+++ Given material
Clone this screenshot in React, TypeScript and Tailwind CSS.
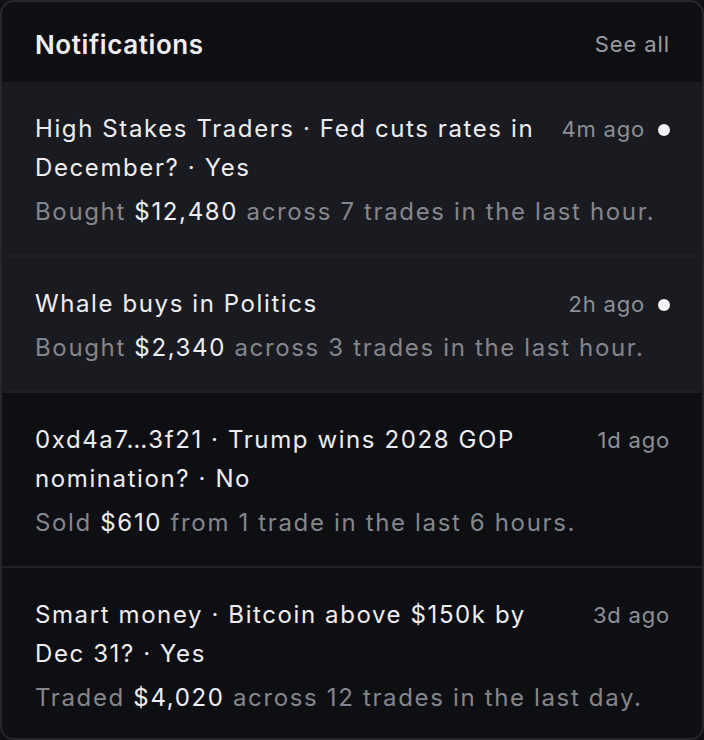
import React from "react";

type Item = {
  title: string;
  time: string;
  unread: boolean;
  verb: string;
  amount: string;
  rest: string;
};

const items: Item[] = [
  {
    title: "High Stakes Traders · Fed cuts rates in December? · Yes",
    time: "4m ago",
    unread: true,
    verb: "Bought",
    amount: "$12,480",
    rest: "across 7 trades in the last hour.",
  },
  {
    title: "Whale buys in Politics",
    time: "2h ago",
    unread: true,
    verb: "Bought",
    amount: "$2,340",
    rest: "across 3 trades in the last hour.",
  },
  {
    title: "0xd4a7…3f21 · Trump wins 2028 GOP nomination? · No",
    time: "1d ago",
    unread: false,
    verb: "Sold",
    amount: "$610",
    rest: "from 1 trade in the last 6 hours.",
  },
  {
    title: "Smart money · Bitcoin above $150k by Dec 31? · Yes",
    time: "3d ago",
    unread: false,
    verb: "Traded",
    amount: "$4,020",
    rest: "across 12 trades in the last day.",
  },
];

export default function App() {
  return (
    <div
      className="w-[704px] h-[740px] bg-[#0e0f13]"
      style={{ fontFamily: "Inter, 'Noto Sans', sans-serif" }}
    >
      <div className="h-full flex flex-col rounded-[14px] border-2 border-[#26272c] bg-[#0e0f13] overflow-hidden">
        <div className="h-[80px] shrink-0 flex items-center justify-between pl-[33px] pr-[32px] pt-[4px]">
          <span className="text-[26px] font-semibold text-[#eeeef1] tracking-[0.6px]">
            Notifications
          </span>
          <span className="text-[22px] text-[#9a9ba1] tracking-[0.9px]">
            See all
          </span>
        </div>
        <div className="flex flex-col">
          {items.map((it, i) => (
            <div
              key={i}
              className={`flex flex-col gap-[5px] pl-[33px] pr-[32px] pt-[27px] pb-[23px] ${
                it.unread ? "bg-[#1a1b20]" : "bg-[#0e0f13]"
              } ${i === items.length - 1 ? "" : "border-b-2 border-[#202126]"}`}
            >
              <div className="flex items-start gap-[24px]">
                <div className="flex-1 text-[24px] leading-[39px] tracking-[1.6px] text-[#eeeef1]">
                  {it.title}
                </div>
                <div className="flex items-center gap-[13px] h-[39px] pt-[2px] shrink-0">
                  <span className="text-[22px] leading-[39px] tracking-[0.8px] text-[#8e8f95]">
                    {it.time}
                  </span>
                  {it.unread && (
                    <span className="w-[12px] h-[12px] rounded-full bg-[#f4f4f6]" />
                  )}
                </div>
              </div>
              <div className="text-[24px] leading-[40px] tracking-[1.65px] text-[#85868c]">
                {it.verb} <span className="text-[#eeeef1]">{it.amount}</span>{" "}
                {it.rest}
              </div>
            </div>
          ))}
        </div>
      </div>
    </div>
  );
}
++++++
## The request:
Reproduce the material above verbatim; omit every picture.

## Result for this task:
Clone this screenshot in React, TypeScript and Tailwind CSS.
import React from "react";

type Item = {
  title: string;
  time: string;
  unread: boolean;
  verb: string;
  amount: string;
  rest: string;
};

const items: Item[] = [
  {
    title: "High Stakes Traders · Fed cuts rates in December? · Yes",
    time: "4m ago",
    unread: true,
    verb: "Bought",
    amount: "$12,480",
    rest: "across 7 trades in the last hour.",
  },
  {
    title: "Whale buys in Politics",
    time: "2h ago",
    unread: true,
    verb: "Bought",
    amount: "$2,340",
    rest: "across 3 trades in the last hour.",
  },
  {
    title: "0xd4a7…3f21 · Trump wins 2028 GOP nomination? · No",
    time: "1d ago",
    unread: false,
    verb: "Sold",
    amount: "$610",
    rest: "from 1 trade in the last 6 hours.",
  },
  {
    title: "Smart money · Bitcoin above $150k by Dec 31? · Yes",
    time: "3d ago",
    unread: false,
    verb: "Traded",
    amount: "$4,020",
    rest: "across 12 trades in the last day.",
  },
];

export default function App() {
  return (
    <div
      className="w-[704px] h-[740px] bg-[#0e0f13]"
      style={{ fontFamily: "Inter, 'Noto Sans', sans-serif" }}
    >
      <div className="h-full flex flex-col rounded-[14px] border-2 border-[#26272c] bg-[#0e0f13] overflow-hidden">
        <div className="h-[80px] shrink-0 flex items-center justify-between pl-[33px] pr-[32px] pt-[4px]">
          <span className="text-[26px] font-semibold text-[#eeeef1] tracking-[0.6px]">
            Notifications
          </span>
          <span className="text-[22px] text-[#9a9ba1] tracking-[0.9px]">
            See all
          </span>
        </div>
        <div className="flex flex-col">
          {items.map((it, i) => (
            <div
              key={i}
              className={`flex flex-col gap-[5px] pl-[33px] pr-[32px] pt-[27px] pb-[23px] ${
                it.unread ? "bg-[#1a1b20]" : "bg-[#0e0f13]"
              } ${i === items.length - 1 ? "" : "border-b-2 border-[#202126]"}`}
            >
              <div className="flex items-start gap-[24px]">
                <div className="flex-1 text-[24px] leading-[39px] tracking-[1.6px] text-[#eeeef1]">
                  {it.title}
                </div>
                <div className="flex items-center gap-[13px] h-[39px] pt-[2px] shrink-0">
                  <span className="text-[22px] leading-[39px] tracking-[0.8px] text-[#8e8f95]">
                    {it.time}
                  </span>
                  {it.unread && (
                    <span className="w-[12px] h-[12px] rounded-full bg-[#f4f4f6]" />
                  )}
                </div>
              </div>
              <div className="text-[24px] leading-[40px] tracking-[1.65px] text-[#85868c]">
                {it.verb} <span className="text-[#eeeef1]">{it.amount}</span>{" "}
                {it.rest}
              </div>
            </div>
          ))}
        </div>
      </div>
    </div>
  );
}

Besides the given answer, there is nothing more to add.